Furthermore, the Court asserted that the contract should also be deemed avoided due exclusively to the behaviour and consequent fault of S. The Court held that S was liable for refunding the purchase price and paying compensatory damages to B.
1. “Within a reasonable time” under Art 49(2)(b)(i)
Between the time of the second repair report issued in October 1997 and B’s declaration of contract avoidance in May 1998, at least seven months had lapse. This long span of time could hardly be regarded as a reasonable period of time within which B was deemed to have timely declared contract avoidance under Art 49, even though the Machine might be claimed to be of a complex technicality nature. The Court did not discuss Art 49(2)(b)(i), which provides that a buyer loses his right to declare the contract avoided unless he does so within a reasonable time after he knew or ought to have known of the breach. It means that the starting point of the reasonable time period is dependent on the moment at which the aggrieved party realized that a fundamental breach had been committed by the other party. The “detriment” in Art 25 does not refer to the extent of loss suffered, but instead to the importance of the interests the aggrieved party is entitled to expect under the contract.
In a case decided by the French Supreme Court on 2003.09.24, it was held that though lacking evidential certainty about the cause of the defects of the goods, the buyer was obliged to sue the seller without waiting because, under certain circumstances, only a judicial expert examination ordered by the court would be able to establish the cause. Analogously, B did not need to wait for the moment at which he could ultimately realize that the Machine was completely useless. The time started to run as soon as he realized that S had committed a fundamental breach of contract, i.e. the Machine was not fitted for the particular purpose of what it was intended to be put in use or lacked the essential qualities of what had been promised by S. The second repair report could have clearly triggered B’s realization in this respect. B’s belatedness should not be excused because of his wishes to find out the root problems of the Machine or to sort out whether avoidance of contract was the remedy best suited his business interests. Arguably, the Court incorrectly ruled that B’s declaration had been made within a reasonable time under Art 49(2)(b)(i).
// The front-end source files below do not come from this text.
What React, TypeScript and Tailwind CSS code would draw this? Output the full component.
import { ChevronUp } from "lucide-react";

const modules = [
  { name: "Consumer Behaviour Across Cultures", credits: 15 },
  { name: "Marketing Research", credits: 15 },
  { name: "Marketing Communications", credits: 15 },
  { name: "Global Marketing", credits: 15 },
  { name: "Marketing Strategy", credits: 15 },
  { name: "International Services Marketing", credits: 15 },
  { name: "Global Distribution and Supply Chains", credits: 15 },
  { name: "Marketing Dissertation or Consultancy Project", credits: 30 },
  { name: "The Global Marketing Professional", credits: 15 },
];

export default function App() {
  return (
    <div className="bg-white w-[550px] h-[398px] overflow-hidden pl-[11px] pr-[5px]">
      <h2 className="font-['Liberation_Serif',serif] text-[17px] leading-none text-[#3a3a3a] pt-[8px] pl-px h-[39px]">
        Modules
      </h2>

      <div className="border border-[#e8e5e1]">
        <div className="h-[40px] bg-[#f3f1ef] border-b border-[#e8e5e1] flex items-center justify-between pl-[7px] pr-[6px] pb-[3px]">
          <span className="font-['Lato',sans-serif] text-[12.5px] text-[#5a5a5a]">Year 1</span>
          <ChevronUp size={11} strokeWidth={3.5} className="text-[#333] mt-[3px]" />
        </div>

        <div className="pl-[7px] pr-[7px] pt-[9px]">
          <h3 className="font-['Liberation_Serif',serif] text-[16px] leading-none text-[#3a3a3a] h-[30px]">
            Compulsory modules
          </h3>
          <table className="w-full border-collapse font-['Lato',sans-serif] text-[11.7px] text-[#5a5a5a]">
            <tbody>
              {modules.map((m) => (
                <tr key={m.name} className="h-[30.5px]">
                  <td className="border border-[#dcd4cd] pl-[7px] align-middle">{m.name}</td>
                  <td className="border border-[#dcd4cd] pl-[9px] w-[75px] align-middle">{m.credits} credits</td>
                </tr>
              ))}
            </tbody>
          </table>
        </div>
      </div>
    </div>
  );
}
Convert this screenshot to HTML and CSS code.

2. Loss of right to avoid under Art 82
The Court also did not discuss Art 82. Art 82(1) provides that the buyer loses the right to declare the contract avoided if it is impossible for him to make restitution of the goods substantially in the condition in which he received them. Art 82(2) governs three exceptional situations where a buyer who is no longer able to make restitution of the goods in kind may nevertheless avoid the contract. In theory, it won’t be difficult for B to make a successful claim for not losing his avoidance right under Art 82(2)(a) and (b) as long as he could prove that all the examinations and uses of the Machine were conducted under S’s instructions and approvals. However, arguably, it would be very difficult for B to claim the exception under Art 82(2)(c), which requires the buyer ceases to use the goods after discovering the lack of conformity.
The crucial points here were (i) when did B discover the lack of conformity? and (ii) had B ever used the Machine afterwards for his own production purpose? S’s agent did not do a good communication work for S. It only faxed B’s first complaint letter to S one month after in receipt of it, leading to a possibility that S had been kept in the dark about the Machine’s problems for months. Thus, B might argue that the advice from S’s agent was not helpful for him to learn of the Machine’s nonconformity sooner. However, B could not deny that he knew or ought to have discovered the nonconformity when he wrote to S directly about the Machine’s problems on 1996.07.03. After sending out that letter, B had to cease using the Machine on his own initiatives. Applying business common sense, it would be hard for the reasonable person in Art 8(2) to believe that B had ceased to do so during a 23-month long period of time (July 1996 to May 1998).
If B’s right to avoid the contract was forfeited under Art 82(2)(c), B might try his luck under Art 82(1). In the present case, it was almost impossible for B to return the Machine substantially in the ‘beginning’ condition after having it in possession for two and a half years. However, Art 82(1) does not require return of the goods in an unimpaired condition. In measuring the substantiality of a change of condition, the market value alone is not decisive and other factors such as the de minimis rule, the purpose of the goods and the particular circumstances of the case need to be taken into account. The decisive criterion is whether the seller can be reasonably expected to accept the return of the goods. The particular purpose of the contract supplying B with a machine for recycling the specified materials was very clear in the sense of Art 35(2)(b). Given that S had guaranteed that supply but failed to do so, S could be reasonably expected to bear the risk of deterioration and accepted the return of the Machine in a substantially deteriorated condition. Hence, the Court might hold that B had not lost the right to declare the contract avoided.
3. Price reduction to zero under Art 50
Arguably, the Court could consider the alternative remedy of price reduction combined with an award of compensatory damages to B. In practice, when the delivered goods are literally without any value, the buyer will normally declare the contract avoided. If avoidance is impossible for some reasons, the buyer may consider a claim for reducing the purchase price to zero under Art 50. Legal scholars debate over whether price reduction to zero may be claimed under Art 50. In a case decided by the German appeal court on 2006.12.14, the court, after interpreting Art 50’s wording, concluded that when the goods actually arrived at their destination were no longer of any value to the buyer at all, the reduction in price to zero was justified. After all, the wording of Art 50 does not expressly or implicitly prohibit a price reduction to zero.
In a perspective of commercial reasonableness, one would find that the Court’s holding that B, after having kept the Machine in possession for an extraordinarily long span of time, was still entitled to declare the contract avoided under Art 49(2)(b)(i) was not a safe outcome. Comparatively, a safer outcome might be: (i) If the Machine was proved to be completely useless to B, he could successfully claim a price reduction to zero under Art 50, or (ii) If the Machine had a true remaining value, B could successfully claim a big reduction in the purchase price and additional damages under the principle of full compensation in accordance with Art 74.